In an arrêté from the Ministryof the Interior of 19
September 1843, Marochetti, who, in March 1842 had been commissioned by the
same ministry to create an equestrian statue of the Emperor for the courtyard
of the Invalides, was now asked to create one for the considerably more open
spaces of the Esplanade between the Invalides and the river Seine. This new
site called for a much enhanced scale for the statue, though no decision
was immediately taken, either on this, or the precise spot on the Esplanade where
it should be sited.
An article in Le Constitutionnel of 16 February 1846,
describes a trial of cardboard mock-ups at two diffferent intersections of the
Grande Chaussé of the Esplanade. This was not, the journalist pointed out, the
first of such trials, several of which had already taken place. One of these
simulacra was on the intersection with the rue Saint Dominique, the other on
the intersection with the rue de l'Unversité. At each spot the model was
different. The description given of the one at the intersection with the rue de
Université appears to correspond with the group as shown in this drawing. The
other was on a tall pedestal, with a three-stepped base. The Emperor was shown
in this in Roman attire, with sceptre and laurel wreath, a small cloak over his
shoulders, mounted on a walking horse, only two of whose hoofs were resting on
the ground.
Marochetti had invited the committee for the monument, the
Ministers of the Interior and of Public Works, the Director of Fine Arts (Cavé),
the Director of Civil Building (Vatout) and the architect Visconti, to view his
models and choose between them. The model chosen was the one with the static horse.
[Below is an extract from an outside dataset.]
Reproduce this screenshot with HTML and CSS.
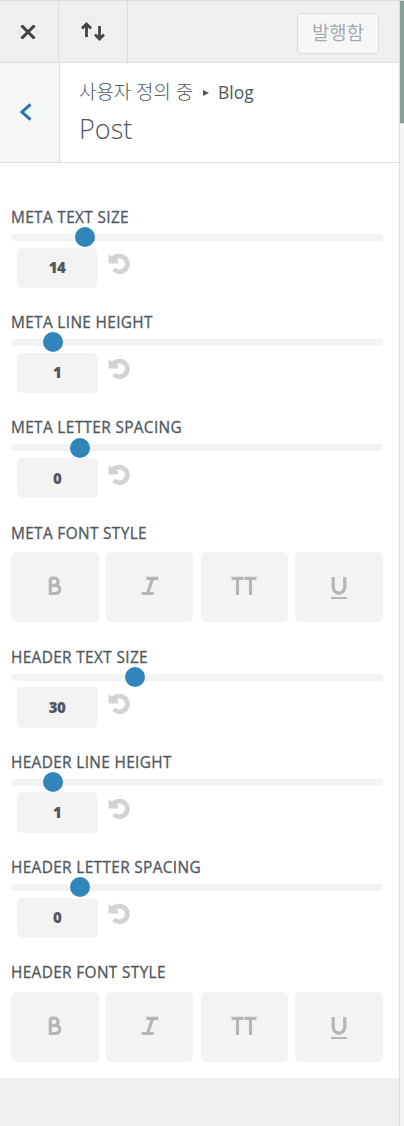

This caused the satirical journal, Le Charivari (19 Feb. 1846) to comment that "our
young nephews, in fifty years time, will go to the Esplanade of the Invalides
to get an accurate picture of Napoleon, and will see a Roman Emperor on a sleeping
horse".
There does not seem to be anything in the documentation on
this commission to indicate what size the group was to be, but a revealing
description of it given later by an English writer, almost certainly repeating what
Marochetti had told him, gives the height of the equestrian group alone as
"thirty feet...... from the head of the Emperor to the hoofs of the
horse". (M.D. Wyatt, The Industrial Arts of the Nineteenth Century at
the Great Exhibition MDCCCLI, Vol.I, London 1851, text accompanyng plate
XXXIII) This was, therefore to have been a gigantic statue.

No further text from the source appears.